“It is very easy, red is red and blue is blue.” – The Color Kittens
“A red apple is a good example of subtractive color; the apple really has no color; it has no light energy of its own, it merely reflects the wavelengths of white light that cause us to see red and absorbs most of the other wavelengths which evokes the sensation of red. The viewer (or detector) can be the human eye, film in a camera or a light-sensing instrument.”—RGB World
Periodically I find it useful to step back from color and limit choice. Someone almost as famous as the Color Kittens once said, “Color is hard.” Color can be a lot of information, extra data not always necessary for telling a particular kind of story. Subtracting color can, as they put it on those reading comp tests from the third grade, help you choose “which sentence describes what this story is about.”
The story right now is about memory. My mother turns 90 this week, and I have been excavating for pictures in family photo albums and traveling through deep time. When I reach the place in the albums where photos change from black and white to color I can feel in my solar plexus a subtle shift, counterintuitively, to more thinking. My eyes have more to absorb, the focus literally is in my eyes, and I correspondingly think more and feel less. When I return to the black and white photographs I feel a kind of stillness and sense of deeper emotional reality.
As it was put on a recent Facebook thread about abstraction: “Abstraction is the felt resonance of the thing without the thing.” In the same way, reality abstracted to black and white or its close cousin, sepia, often conveys more of the felt resonance of a moment than does full color. The power of old black and white family photographs lies in their very lack of color, and the defects and the limitations of the medium in the pre-digital age. They are grainy, blurry and stained. While they leave room for memory and reverie they also feel like documentary truth. Compared to the thousands of digital pictures on today’s phones and social media, they are very few, and so they feel precious. Black and white snapshots from film cameras are also much closer to the original mechanics of photography: light activating a light-sensitive emulsion and creating an image. By freeing us so easily from mechanics, digital photography also sadly frees us from the sense of the miraculous, that photography is in fact light doing something extraordinary in capturing the ordinary.
Sometime in early childhood I discovered Wayne Miller’s The World is Young. This book was at least as powerful as the The Color Kittens in shaping my world view. The photographs showed a life that looked like mine, in wrinkled pajamas, with messy house and messy hair, and with a mother who seemed real, kicking back in a wrought iron butterfly chair. In fact, when I think back to family vacations (of which we bizarrely do not have a single photograph) I think I superimpose Joan Miller over the campsite and just think of her as my own (and I get a little sister too!). Wayne Miller was best known for his photographs for Life Magazine and the work he did with Edward Steichen on The Family of Man. For me as a child his book was my first introduction to documentary photography, though I had no words for that.
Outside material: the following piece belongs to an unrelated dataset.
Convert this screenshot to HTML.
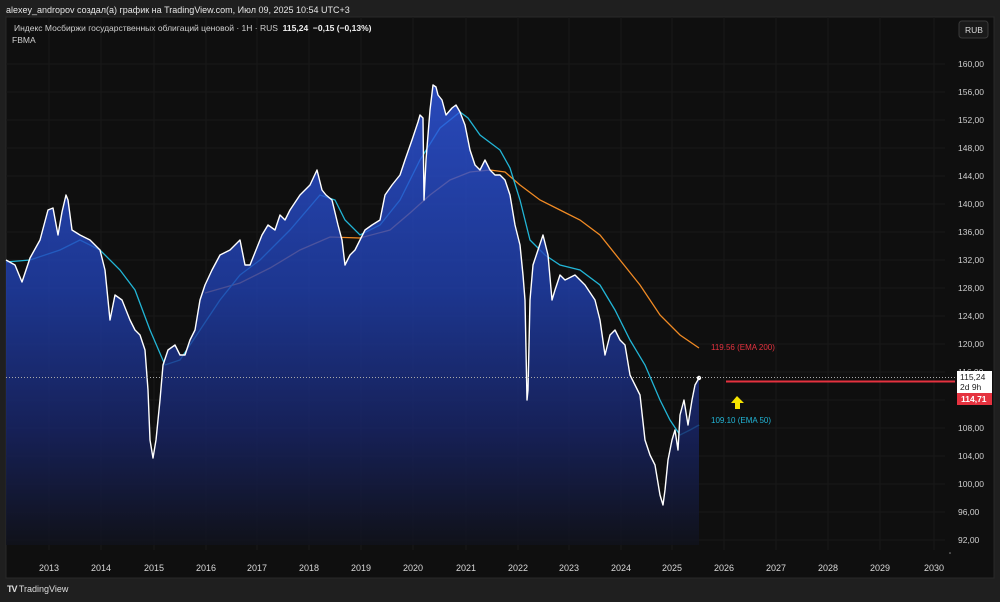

We treated the book casually and it is taped and cracked with use, but some part of me understood that what was in the book had importance. Somebody had made the ordinary moment transcendent, seemingly without effort.
With these thoughts in the background, my latest work returns to thinking about “photographicness”: softness and focus, grain and error, over exposure, and darkness. Under the working title of “Nocturnes” I am exploring both figurative and industrial subjects, and will be developing several series along with full color prints over the next year. Gesture and painting is an important part of this work. I spend one morning a week painting spontaneous fields in watercolor and ink. I then sort through my collections of photographs and try out combinations, looking for compelling convergence between the real and the unreal, and blend media in imaging software to create my prints. The pieces here are from the “Tropics” series based on photography I did in the Yucatan in Tulum and Akumal.
I am experimenting with various ways of treating edges that reference darkroom photography and the granular registration of printmaking on a press. Some images seem to benefit from a reference to the darkroom and the dark edge of unmasked “film,” others want to float unbordered. I am undecided on the effectiveness of this and would love your thoughts on the different treatments – please comment or drop me a note. If the story is history and the act of memory, how much, and how, should this be reflected in the presentation? I also welcome studio visits if you would like to see recent work in person. Most of the prints will be editioned in 10’s, in two or three sizes, up to 30 x 30 inches for squares, and 20 x 30 or slightly larger for others. (Click on the image to see it larger.)
Some people leave behind no good pictures, a life lived in uncatchable moments. But when they are gone, wherever you look, you see them.
If you would like to read more about the history of photography and modern interpretations you might enjoy an essay I wrote from awhile back on Takashi Arai and Ken Rosenthal. And if you are feeling restless you might check out some other posts about artist travels in Mexico. All of the work here is available now and will eventually be added to my shop, but it will not be formally launched until each series is complete.
All images © Iskra Johnson and may not be reproduced without permission.
del says
Brilliant! both the images and the words…tho ‘brilliant’ feels like an oxymoron for the deep and somber emotion that this evokes.
This slays me:
Some people leave behind no good pictures, a life lived in uncatchable moments. But when they are gone, wherever you look, you see them.